Aussitôt que le P. Tsiou connut suffisamment la langue coréenne et les usages du pays, il s’occupa de l’administration des chrétiens, mais avec les plus grandes précautions. Lorsqu’il sortait. Colombe seule savait où il allait. On cachait soigneusement toutes ses démarches ; il n’avait de rapport qu’avec les chrétiens les plus sûrs, et le plus grand nombre, surtout dans les provinces, soupçonnaient à peine qu’il y eût un prêtre en Corée. Il ne se montrait même pas à tous les membres des familles qui le recevaient, et plusieurs fois des serviteurs même chrétiens purent seulement deviner sa présence, qui n’était publiquement avouée de personne. L’extrait suivant d’une lettre écrite par un chrétien de l’époque, va nous donner une idée de la rigueur avec laquelle le secret était gardé.
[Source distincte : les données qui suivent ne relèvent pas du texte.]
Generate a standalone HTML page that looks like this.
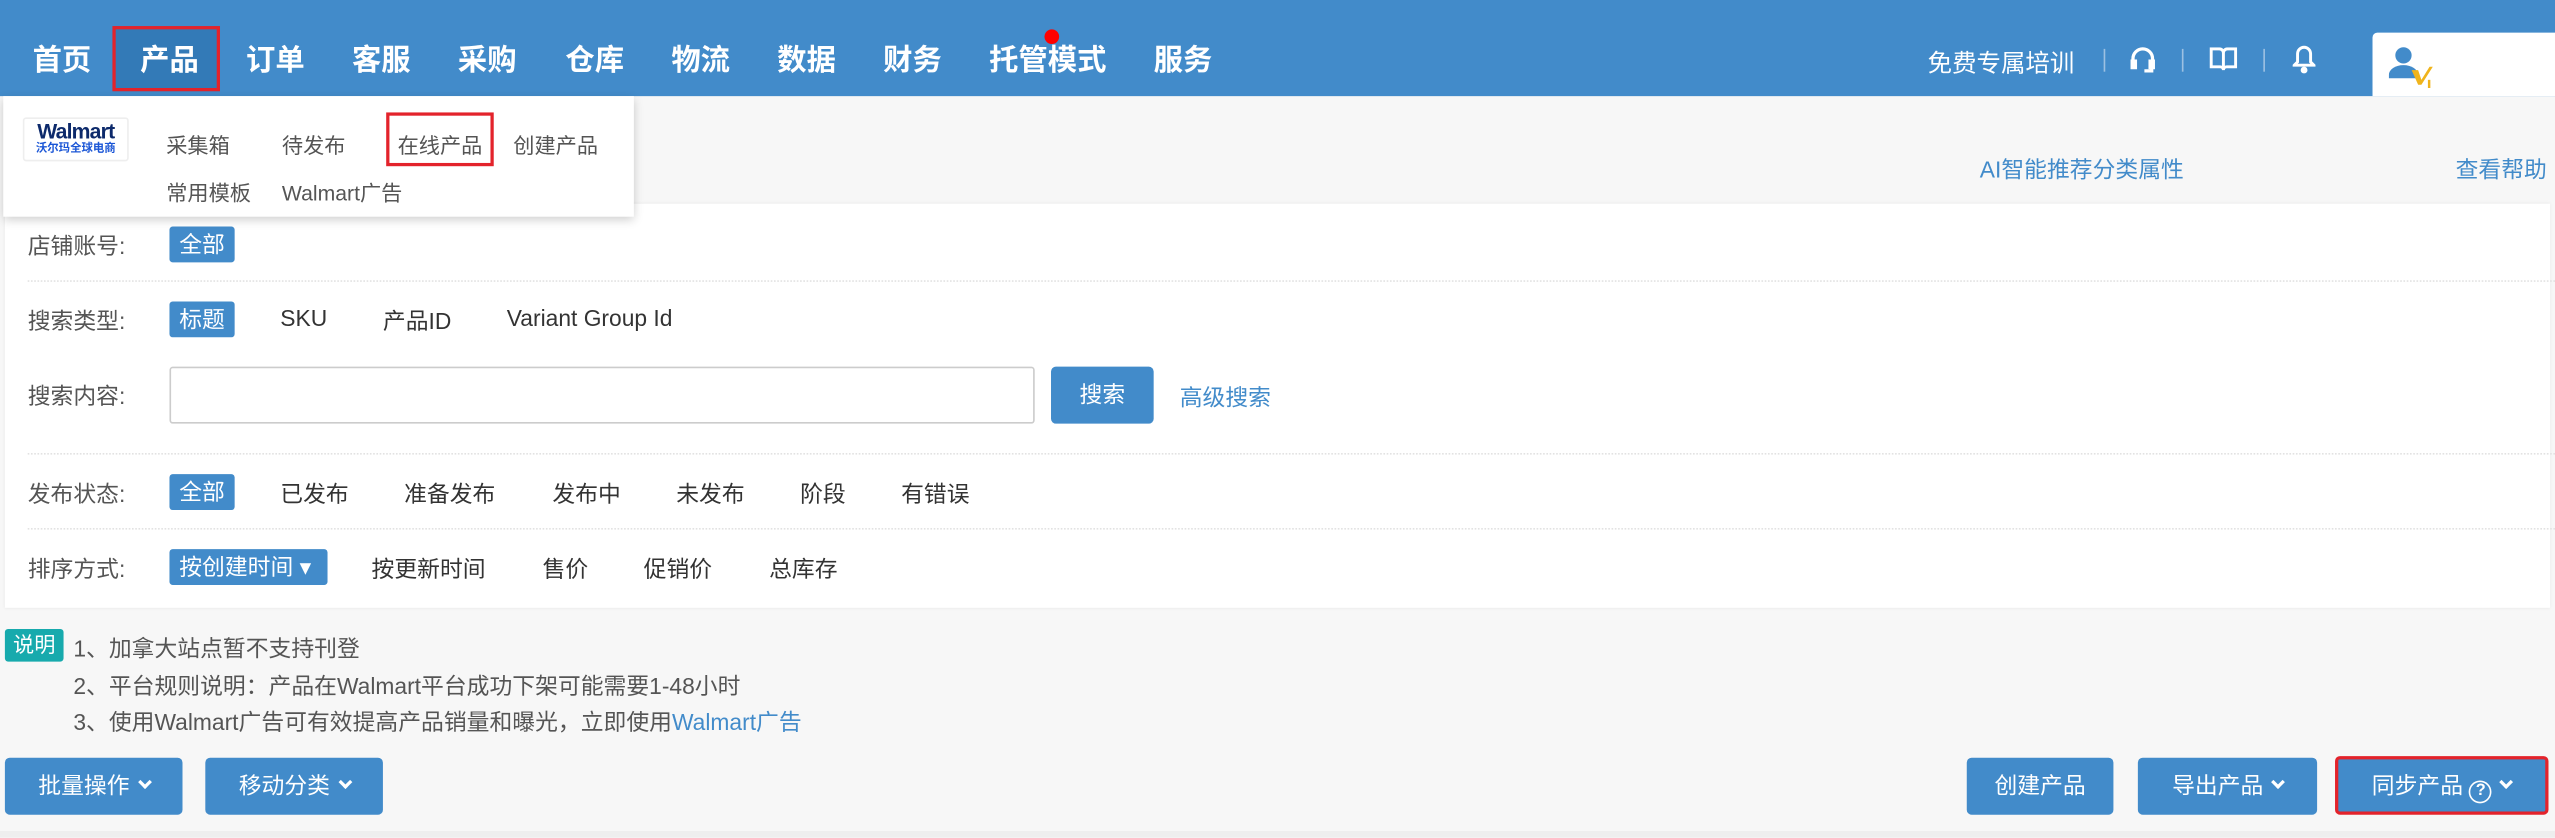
<!DOCTYPE html>
<html><head><meta charset="utf-8"><style>
*{margin:0;padding:0;box-sizing:border-box}
html,body{width:2555px;height:838px;overflow:hidden;background:#f7f7f7}
#w{position:absolute;left:0;top:0;width:1568px;height:514px;transform:scale(1.62947);transform-origin:0 0;font-family:"Liberation Sans","Noto Sans CJK SC",sans-serif;color:#555;font-size:14px}
.a{position:absolute;white-space:nowrap}
#nav{position:absolute;left:0;top:0;width:1568px;height:59px;background:#428bca}
.n{position:absolute;top:25px;color:#fff;font-size:18px;font-weight:bold;line-height:24px}
.tag{position:absolute;background:#428bca;color:#fff;border-radius:2px;height:22px;line-height:22px;padding:0 6px;font-size:14px}
.lbl{position:absolute;left:17px;font-size:14px;color:#555}
.dv{position:absolute;left:17px;right:0;border-top:1px dotted #e2e2e2}
.btn{position:absolute;background:#428bca;color:#fff;border-radius:3px;height:35px;line-height:35px;text-align:center;font-size:14px}
.chev{display:inline-block;width:6px;height:6px;border-right:2px solid #fff;border-bottom:2px solid #fff;transform:rotate(45deg);margin-left:6px;vertical-align:4px}
</style></head><body><div id="w">
<div id="nav">
<div class="n" style="left:20px">首页</div>
<div class="a" style="left:69px;top:16px;width:66px;height:40px;background:#337ab7;border:2px solid #e3232b"></div>
<div class="n" style="left:86px">产品</div>
<div class="n" style="left:151px">订单</div>
<div class="n" style="left:216px">客服</div>
<div class="n" style="left:281px">采购</div>
<div class="n" style="left:347px">仓库</div>
<div class="n" style="left:412px">物流</div>
<div class="n" style="left:477px">数据</div>
<div class="n" style="left:542px">财务</div>
<div class="n" style="left:607px">托管模式</div>
<div class="a" style="left:641px;top:18px;width:9px;height:9px;border-radius:50%;background:#f00"></div>
<div class="n" style="left:708px">服务</div>
<div class="a" style="left:1183px;top:28px;color:#fff;font-size:15px">免费专属培训</div>
<div class="a" style="left:1291px;top:30px;width:1px;height:14px;background:#9cc0e2"></div>
<div class="a" style="left:1339px;top:30px;width:1px;height:14px;background:#9cc0e2"></div>
<div class="a" style="left:1389px;top:30px;width:1px;height:14px;background:#9cc0e2"></div>
<svg class="a" style="left:1307px;top:28px" width="16" height="18" viewBox="0 0 16 18" fill="none" stroke="#fff" stroke-width="2"><path d="M2 10V8a6 6 0 0 1 12 0v2"/><rect x="1.5" y="9.5" width="2" height="4" fill="#fff"/><rect x="12.5" y="9.5" width="2" height="4" fill="#fff"/><path d="M13.5 14v1.5H9"/></svg>
<svg class="a" style="left:1356px;top:29px" width="17" height="15" viewBox="0 0 17 15" fill="none" stroke="#fff" stroke-width="1.8"><path d="M1 1h5a2.5 2.5 0 0 1 2.5 2.5V14a2 2 0 0 0-2-2H1zM16 1h-5a2.5 2.5 0 0 0-2.5 2.5V14a2 2 0 0 1 2-2H16z"/></svg>
<svg class="a" style="left:1407px;top:27px" width="14" height="18" viewBox="0 0 14 18" fill="none" stroke="#fff" stroke-width="1.8"><path d="M7 2a4 4 0 0 1 4 4v5l2 2H1l2-2V6a4 4 0 0 1 4-4z"/><circle cx="7" cy="16" r="1.2" fill="#fff"/></svg>
<div class="a" style="left:1456px;top:20px;width:112px;height:39px;background:#fff;border-radius:3px 0 0 0"></div>
<svg class="a" style="left:1466px;top:27px" width="30" height="28" viewBox="0 0 30 28"><circle cx="9" cy="7" r="5" fill="#428bca"/><path d="M0 19a9 6 0 0 1 18 0v2H0z" fill="#428bca"/><path d="M14 16l4 0 2 6 5-8h2l-7 11h-2z" fill="#f0b41c"/><rect x="24" y="22" width="1.5" height="5" fill="#f0b41c"/></svg>
</div>
<!-- right links -->
<div class="a" style="left:1215px;top:94px;color:#428bca;font-size:14px">AI智能推荐分类属性</div>
<div class="a" style="left:1507px;top:94px;color:#428bca;font-size:14px">查看帮助</div>
<!-- filter panel -->
<div class="a" style="left:3px;top:125px;width:1562px;height:248px;background:#fff;box-shadow:0 0 2px rgba(0,0,0,.08)">
</div>
<div class="lbl" style="top:141px">店铺账号:</div>
<div class="tag" style="left:104px;top:139px">全部</div>
<div class="dv" style="top:172px"></div>
<div class="lbl" style="top:187px">搜索类型:</div>
<div class="tag" style="left:104px;top:185px">标题</div>
<div class="a" style="left:172px;top:187px;color:#333">SKU</div>
<div class="a" style="left:235px;top:187px;color:#333">产品ID</div>
<div class="a" style="left:311px;top:187px;color:#333">Variant Group Id</div>
<div class="lbl" style="top:233px">搜索内容:</div>
<div class="a" style="left:104px;top:225px;width:531px;height:35px;border:1px solid #ccc;border-radius:2px;background:#fff"></div>
<div class="btn" style="left:645px;top:225px;width:63px">搜索</div>
<div class="a" style="left:724px;top:234px;color:#428bca">高级搜索</div>
<div class="dv" style="top:278px"></div>
<div class="lbl" style="top:293px">发布状态:</div>
<div class="tag" style="left:104px;top:291px">全部</div>
<div class="a" style="left:172px;top:293px;color:#333">已发布</div>
<div class="a" style="left:248px;top:293px;color:#333">准备发布</div>
<div class="a" style="left:339px;top:293px;color:#333">发布中</div>
<div class="a" style="left:415px;top:293px;color:#333">未发布</div>
<div class="a" style="left:491px;top:293px;color:#333">阶段</div>
<div class="a" style="left:553px;top:293px;color:#333">有错误</div>
<div class="dv" style="top:324px"></div>
<div class="lbl" style="top:339px">排序方式:</div>
<div class="tag" style="left:104px;top:337px;width:97px">按创建时间 ▾</div>
<div class="a" style="left:228px;top:339px;color:#333">按更新时间</div>
<div class="a" style="left:333px;top:339px;color:#333">售价</div>
<div class="a" style="left:395px;top:339px;color:#333">促销价</div>
<div class="a" style="left:472px;top:339px;color:#333">总库存</div>
<!-- dropdown -->
<div class="a" style="left:2px;top:59px;width:387px;height:74px;background:#fff;box-shadow:0 2px 6px rgba(0,0,0,.2)"></div>
<div class="a" style="left:14px;top:72px;width:65px;height:27px;border:1px solid #eee;border-radius:2px;background:#fff;text-align:center;line-height:11px">
<div style="font-weight:bold;color:#0d2a6b;font-size:13px;margin-top:2px;letter-spacing:-.5px">Walmart</div><div style="color:#1b56d6;font-size:7px;font-weight:bold">沃尔玛全球电商</div></div>
<div class="a" style="left:102px;top:79px;font-size:13px">采集箱</div>
<div class="a" style="left:173px;top:79px;font-size:13px">待发布</div>
<div class="a" style="left:237px;top:69px;width:66px;height:33px;border:2px solid #e3232b"></div>
<div class="a" style="left:244px;top:79px;font-size:13px">在线产品</div>
<div class="a" style="left:315px;top:79px;font-size:13px">创建产品</div>
<div class="a" style="left:102px;top:108px;font-size:13px">常用模板</div>
<div class="a" style="left:173px;top:108px;font-size:13px">Walmart广告</div>
<!-- notes -->
<div class="a" style="left:3px;top:386px;width:36px;height:20px;background:#17aaad;color:#fff;border-radius:2px;text-align:center;line-height:20px;font-size:13px">说明</div>
<div class="a" style="left:45px;top:388px">1、加拿大站点暂不支持刊登</div>
<div class="a" style="left:45px;top:411px">2、平台规则说明：产品在Walmart平台成功下架可能需要1-48小时</div>
<div class="a" style="left:45px;top:433px">3、使用Walmart广告可有效提高产品销量和曝光，立即使用<span style="color:#428bca">Walmart广告</span></div>
<!-- buttons -->
<div class="btn" style="left:3px;top:465px;width:109px">批量操作<span class="chev"></span></div>
<div class="btn" style="left:126px;top:465px;width:109px">移动分类<span class="chev"></span></div>
<div class="btn" style="left:1207px;top:465px;width:90px">创建产品</div>
<div class="btn" style="left:1312px;top:465px;width:110px">导出产品<span class="chev"></span></div>
<div class="btn" style="left:1433px;top:464px;width:131px;height:36px;border:2px solid #e3232b;line-height:32px">同步产品 <span style="display:inline-block;width:14px;height:14px;border:1.5px solid #fff;border-radius:50%;font-size:10px;line-height:11px;font-weight:bold;vertical-align:-1px">?</span><span class="chev"></span></div>
<div class="a" style="left:0;top:510px;width:1568px;height:4px;background:#eee"></div>
</div></body></html>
L’auteur de cette lettre est Pierre Sin Tai-po, martyrisé en 1839. Il l’écrivit dans sa prison en 1838, sur un ordre de M. Chastan, qui recueillait avec soin tous les souvenirs des vieillards concernant les premiers temps du christianisme en Corée. Jean Ni Ie-tsin-i, dont il est ici question, est le même que nous verrons plus tard renouer les communications avec Péking.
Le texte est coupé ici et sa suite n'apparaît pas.